Exercise details
Transcribe the whole listing below without changing a word, but leave out every image.

Data block
........

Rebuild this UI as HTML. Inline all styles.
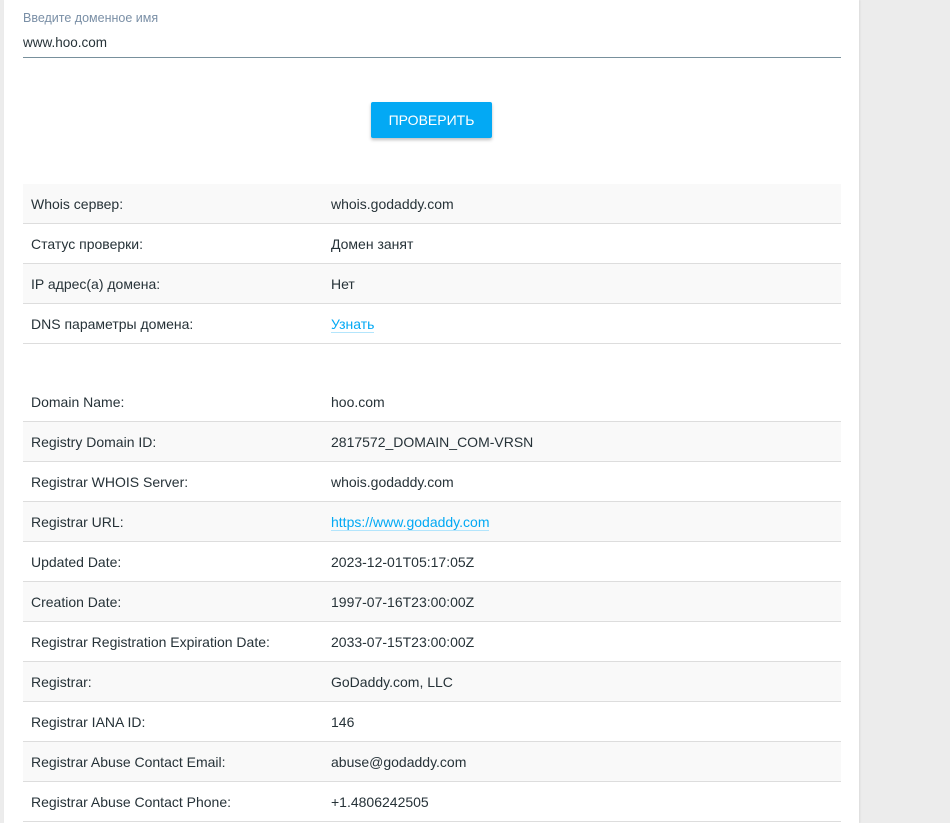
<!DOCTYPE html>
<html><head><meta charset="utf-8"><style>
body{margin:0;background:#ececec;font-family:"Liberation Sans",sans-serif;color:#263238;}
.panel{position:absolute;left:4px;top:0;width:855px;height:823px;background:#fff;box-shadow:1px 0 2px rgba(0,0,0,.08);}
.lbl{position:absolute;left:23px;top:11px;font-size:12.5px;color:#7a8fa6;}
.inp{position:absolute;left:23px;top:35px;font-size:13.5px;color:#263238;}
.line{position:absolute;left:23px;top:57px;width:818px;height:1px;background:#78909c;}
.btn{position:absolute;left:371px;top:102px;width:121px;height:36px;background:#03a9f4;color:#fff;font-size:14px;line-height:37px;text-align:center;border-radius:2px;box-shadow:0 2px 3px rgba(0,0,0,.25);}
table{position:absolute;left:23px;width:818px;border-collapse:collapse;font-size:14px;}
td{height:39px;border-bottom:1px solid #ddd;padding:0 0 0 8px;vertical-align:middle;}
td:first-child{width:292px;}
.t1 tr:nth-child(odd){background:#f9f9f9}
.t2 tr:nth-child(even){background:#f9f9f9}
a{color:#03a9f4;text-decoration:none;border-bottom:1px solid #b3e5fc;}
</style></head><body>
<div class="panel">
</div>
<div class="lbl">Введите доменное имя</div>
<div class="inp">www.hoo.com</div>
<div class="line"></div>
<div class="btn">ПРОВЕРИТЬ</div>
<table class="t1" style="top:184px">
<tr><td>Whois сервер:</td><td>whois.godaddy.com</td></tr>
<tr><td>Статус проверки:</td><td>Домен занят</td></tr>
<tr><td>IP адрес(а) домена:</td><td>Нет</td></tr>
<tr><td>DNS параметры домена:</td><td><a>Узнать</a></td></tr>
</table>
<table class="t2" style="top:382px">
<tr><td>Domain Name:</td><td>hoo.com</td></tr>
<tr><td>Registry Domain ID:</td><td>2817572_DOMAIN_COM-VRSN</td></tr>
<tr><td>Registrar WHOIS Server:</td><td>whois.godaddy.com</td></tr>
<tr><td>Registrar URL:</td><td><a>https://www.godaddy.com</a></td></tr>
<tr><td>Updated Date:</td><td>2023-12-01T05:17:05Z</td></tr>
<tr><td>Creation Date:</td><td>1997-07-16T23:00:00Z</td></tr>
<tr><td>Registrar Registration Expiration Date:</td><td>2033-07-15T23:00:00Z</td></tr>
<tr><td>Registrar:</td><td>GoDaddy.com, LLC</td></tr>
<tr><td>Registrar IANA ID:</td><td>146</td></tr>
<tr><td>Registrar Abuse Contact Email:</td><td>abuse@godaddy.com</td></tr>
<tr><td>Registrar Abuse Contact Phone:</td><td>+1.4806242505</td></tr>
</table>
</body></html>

........

Result of this task
Rebuild this UI as HTML. Inline all styles.
<!DOCTYPE html>
<html><head><meta charset="utf-8"><style>
body{margin:0;background:#ececec;font-family:"Liberation Sans",sans-serif;color:#263238;}
.panel{position:absolute;left:4px;top:0;width:855px;height:823px;background:#fff;box-shadow:1px 0 2px rgba(0,0,0,.08);}
.lbl{position:absolute;left:23px;top:11px;font-size:12.5px;color:#7a8fa6;}
.inp{position:absolute;left:23px;top:35px;font-size:13.5px;color:#263238;}
.line{position:absolute;left:23px;top:57px;width:818px;height:1px;background:#78909c;}
.btn{position:absolute;left:371px;top:102px;width:121px;height:36px;background:#03a9f4;color:#fff;font-size:14px;line-height:37px;text-align:center;border-radius:2px;box-shadow:0 2px 3px rgba(0,0,0,.25);}
table{position:absolute;left:23px;width:818px;border-collapse:collapse;font-size:14px;}
td{height:39px;border-bottom:1px solid #ddd;padding:0 0 0 8px;vertical-align:middle;}
td:first-child{width:292px;}
.t1 tr:nth-child(odd){background:#f9f9f9}
.t2 tr:nth-child(even){background:#f9f9f9}
a{color:#03a9f4;text-decoration:none;border-bottom:1px solid #b3e5fc;}
</style></head><body>
<div class="panel">
</div>
<div class="lbl">Введите доменное имя</div>
<div class="inp">www.hoo.com</div>
<div class="line"></div>
<div class="btn">ПРОВЕРИТЬ</div>
<table class="t1" style="top:184px">
<tr><td>Whois сервер:</td><td>whois.godaddy.com</td></tr>
<tr><td>Статус проверки:</td><td>Домен занят</td></tr>
<tr><td>IP адрес(а) домена:</td><td>Нет</td></tr>
<tr><td>DNS параметры домена:</td><td><a>Узнать</a></td></tr>
</table>
<table class="t2" style="top:382px">
<tr><td>Domain Name:</td><td>hoo.com</td></tr>
<tr><td>Registry Domain ID:</td><td>2817572_DOMAIN_COM-VRSN</td></tr>
<tr><td>Registrar WHOIS Server:</td><td>whois.godaddy.com</td></tr>
<tr><td>Registrar URL:</td><td><a>https://www.godaddy.com</a></td></tr>
<tr><td>Updated Date:</td><td>2023-12-01T05:17:05Z</td></tr>
<tr><td>Creation Date:</td><td>1997-07-16T23:00:00Z</td></tr>
<tr><td>Registrar Registration Expiration Date:</td><td>2033-07-15T23:00:00Z</td></tr>
<tr><td>Registrar:</td><td>GoDaddy.com, LLC</td></tr>
<tr><td>Registrar IANA ID:</td><td>146</td></tr>
<tr><td>Registrar Abuse Contact Email:</td><td>abuse@godaddy.com</td></tr>
<tr><td>Registrar Abuse Contact Phone:</td><td>+1.4806242505</td></tr>
</table>
</body></html>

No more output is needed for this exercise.